STATED TASK:
Only the lines holding the string "React" are needed. Copy each one.

MATERIAL PROVIDED:
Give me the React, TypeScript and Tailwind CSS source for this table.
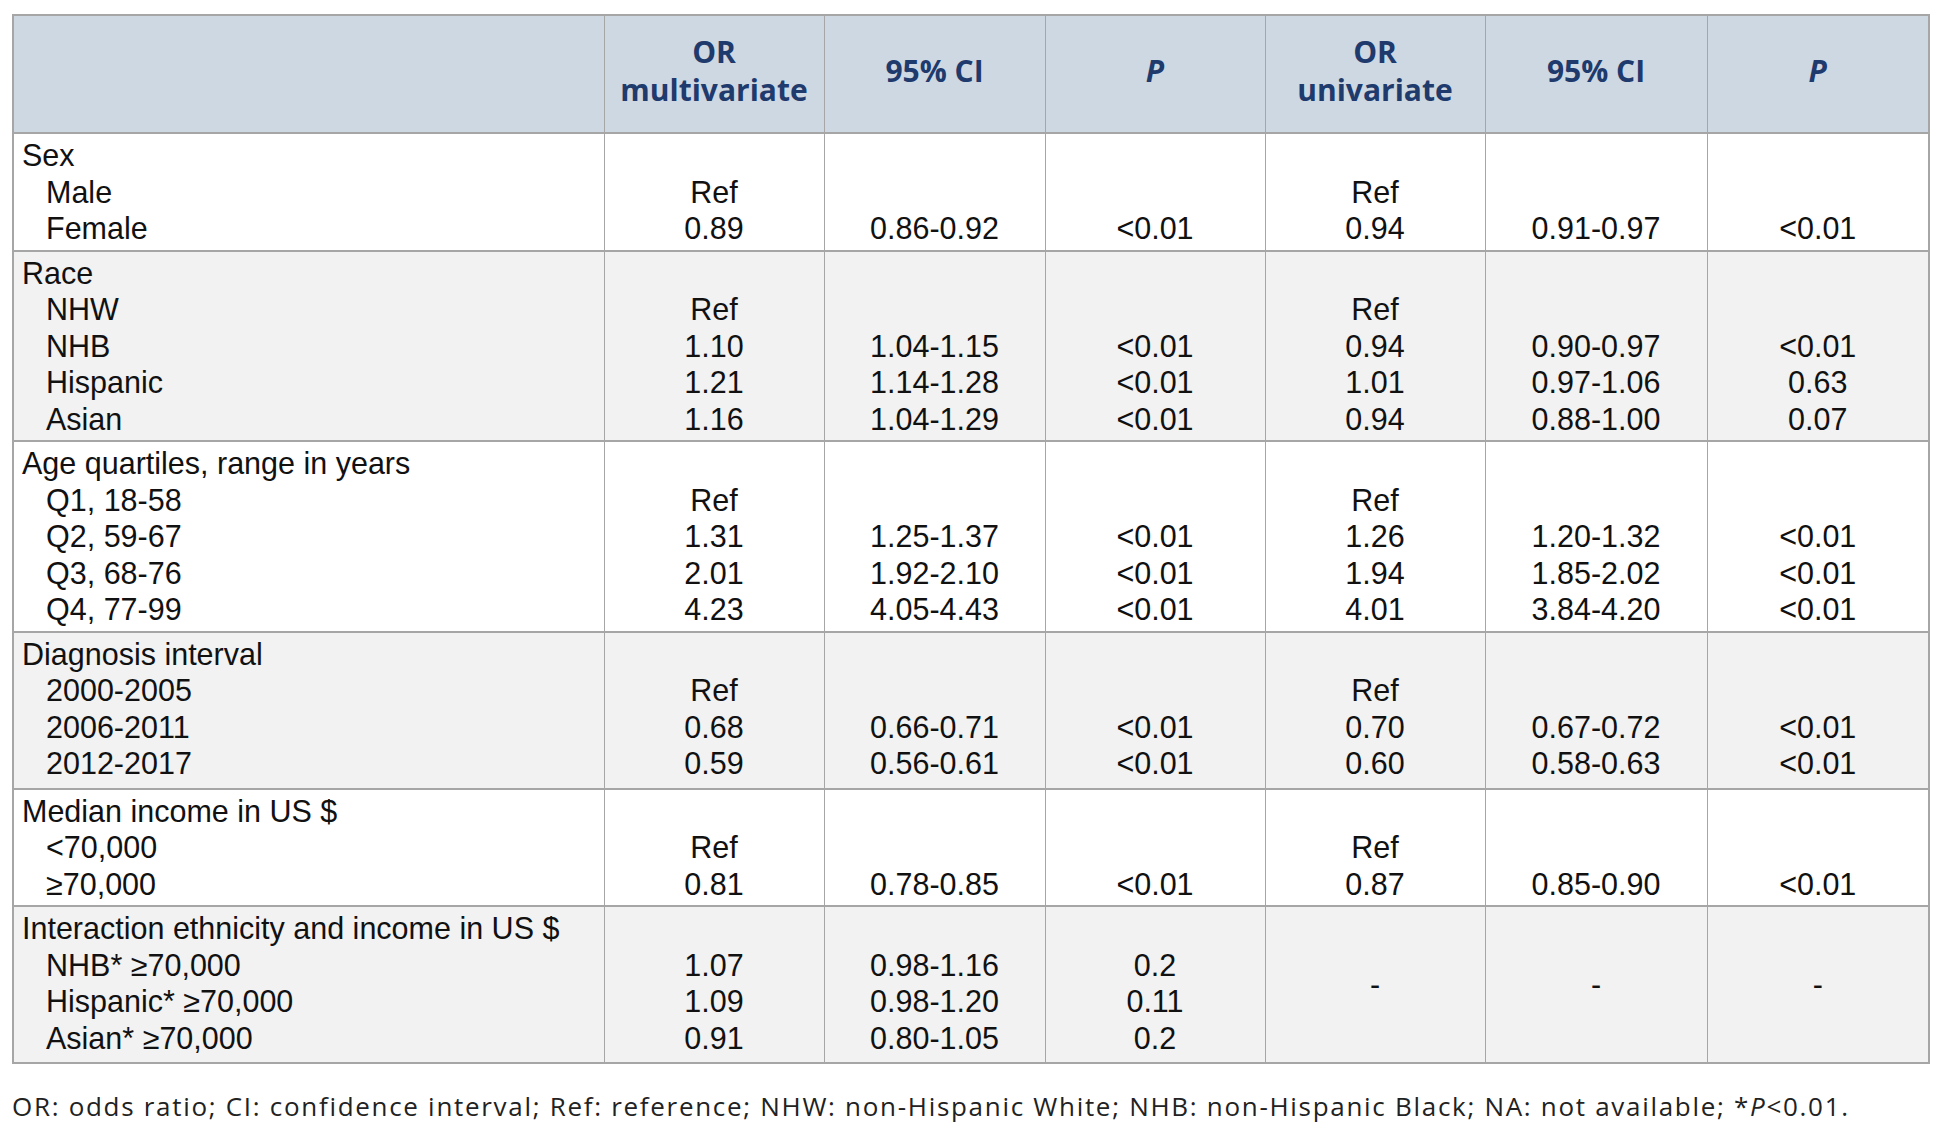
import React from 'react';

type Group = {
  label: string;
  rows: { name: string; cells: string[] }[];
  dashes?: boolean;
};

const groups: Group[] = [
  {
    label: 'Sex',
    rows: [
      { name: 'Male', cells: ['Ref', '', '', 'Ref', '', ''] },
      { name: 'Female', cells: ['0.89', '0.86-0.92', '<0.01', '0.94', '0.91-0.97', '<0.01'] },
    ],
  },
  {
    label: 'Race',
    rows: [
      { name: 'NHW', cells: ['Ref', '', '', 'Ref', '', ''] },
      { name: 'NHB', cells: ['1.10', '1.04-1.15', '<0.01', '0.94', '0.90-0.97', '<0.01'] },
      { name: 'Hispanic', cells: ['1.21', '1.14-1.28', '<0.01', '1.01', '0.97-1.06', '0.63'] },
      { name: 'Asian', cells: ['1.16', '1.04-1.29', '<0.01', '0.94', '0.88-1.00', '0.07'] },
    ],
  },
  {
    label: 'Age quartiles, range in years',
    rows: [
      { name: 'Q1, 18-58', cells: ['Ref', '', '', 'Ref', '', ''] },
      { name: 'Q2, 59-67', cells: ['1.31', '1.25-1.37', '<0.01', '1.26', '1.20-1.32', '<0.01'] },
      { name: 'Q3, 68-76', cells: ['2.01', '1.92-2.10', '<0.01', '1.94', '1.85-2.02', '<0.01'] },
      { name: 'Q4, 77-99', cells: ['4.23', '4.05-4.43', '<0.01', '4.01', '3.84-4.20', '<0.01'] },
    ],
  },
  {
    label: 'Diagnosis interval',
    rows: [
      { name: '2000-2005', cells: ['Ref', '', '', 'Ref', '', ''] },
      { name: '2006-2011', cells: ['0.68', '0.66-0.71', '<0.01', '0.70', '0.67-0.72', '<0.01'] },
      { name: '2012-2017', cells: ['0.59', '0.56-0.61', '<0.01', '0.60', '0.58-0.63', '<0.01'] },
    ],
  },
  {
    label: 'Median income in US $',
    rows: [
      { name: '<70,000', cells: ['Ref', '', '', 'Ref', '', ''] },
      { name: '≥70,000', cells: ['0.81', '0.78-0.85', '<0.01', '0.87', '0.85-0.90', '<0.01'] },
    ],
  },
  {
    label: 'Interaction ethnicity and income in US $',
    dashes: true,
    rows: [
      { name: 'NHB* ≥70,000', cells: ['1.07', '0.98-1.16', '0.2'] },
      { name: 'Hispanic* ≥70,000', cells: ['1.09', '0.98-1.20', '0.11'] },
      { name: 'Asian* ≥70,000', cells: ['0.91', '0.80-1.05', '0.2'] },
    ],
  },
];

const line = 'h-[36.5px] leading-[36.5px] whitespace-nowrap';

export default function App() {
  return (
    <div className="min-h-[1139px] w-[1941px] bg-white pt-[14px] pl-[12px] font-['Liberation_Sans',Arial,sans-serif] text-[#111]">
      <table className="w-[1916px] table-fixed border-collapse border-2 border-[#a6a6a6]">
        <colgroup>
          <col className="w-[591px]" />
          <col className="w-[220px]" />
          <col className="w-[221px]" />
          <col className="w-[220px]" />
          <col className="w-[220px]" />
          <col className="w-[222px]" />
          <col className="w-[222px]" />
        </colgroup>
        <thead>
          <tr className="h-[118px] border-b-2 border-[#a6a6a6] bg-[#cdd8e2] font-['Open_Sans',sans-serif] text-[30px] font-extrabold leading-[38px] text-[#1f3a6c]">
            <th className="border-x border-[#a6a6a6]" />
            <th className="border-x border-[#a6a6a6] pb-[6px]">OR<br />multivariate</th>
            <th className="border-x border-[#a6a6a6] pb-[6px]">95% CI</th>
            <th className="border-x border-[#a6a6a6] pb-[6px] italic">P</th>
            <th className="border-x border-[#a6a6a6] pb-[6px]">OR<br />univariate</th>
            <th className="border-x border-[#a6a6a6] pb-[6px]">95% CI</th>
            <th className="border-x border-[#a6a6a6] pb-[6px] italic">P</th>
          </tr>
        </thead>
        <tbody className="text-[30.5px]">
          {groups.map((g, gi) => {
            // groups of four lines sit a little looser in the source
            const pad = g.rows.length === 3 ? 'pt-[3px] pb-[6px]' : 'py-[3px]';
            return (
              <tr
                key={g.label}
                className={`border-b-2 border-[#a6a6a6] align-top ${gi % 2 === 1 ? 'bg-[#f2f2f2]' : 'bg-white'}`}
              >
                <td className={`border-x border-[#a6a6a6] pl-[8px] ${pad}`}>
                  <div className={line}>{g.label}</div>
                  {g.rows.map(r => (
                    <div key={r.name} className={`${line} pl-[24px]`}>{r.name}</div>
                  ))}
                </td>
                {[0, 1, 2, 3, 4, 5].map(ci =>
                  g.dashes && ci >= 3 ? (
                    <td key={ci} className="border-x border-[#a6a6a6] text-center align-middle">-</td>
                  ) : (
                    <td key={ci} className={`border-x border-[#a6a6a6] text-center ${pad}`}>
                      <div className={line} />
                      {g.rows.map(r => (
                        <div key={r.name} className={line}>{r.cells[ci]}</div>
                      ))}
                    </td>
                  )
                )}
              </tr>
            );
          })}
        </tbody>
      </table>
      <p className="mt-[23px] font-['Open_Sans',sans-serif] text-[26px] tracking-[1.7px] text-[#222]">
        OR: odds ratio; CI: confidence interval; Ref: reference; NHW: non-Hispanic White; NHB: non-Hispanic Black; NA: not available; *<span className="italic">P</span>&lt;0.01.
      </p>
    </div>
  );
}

ANSWER TO THIS EXERCISE:
Give me the React, TypeScript and Tailwind CSS source for this table.
import React from 'react';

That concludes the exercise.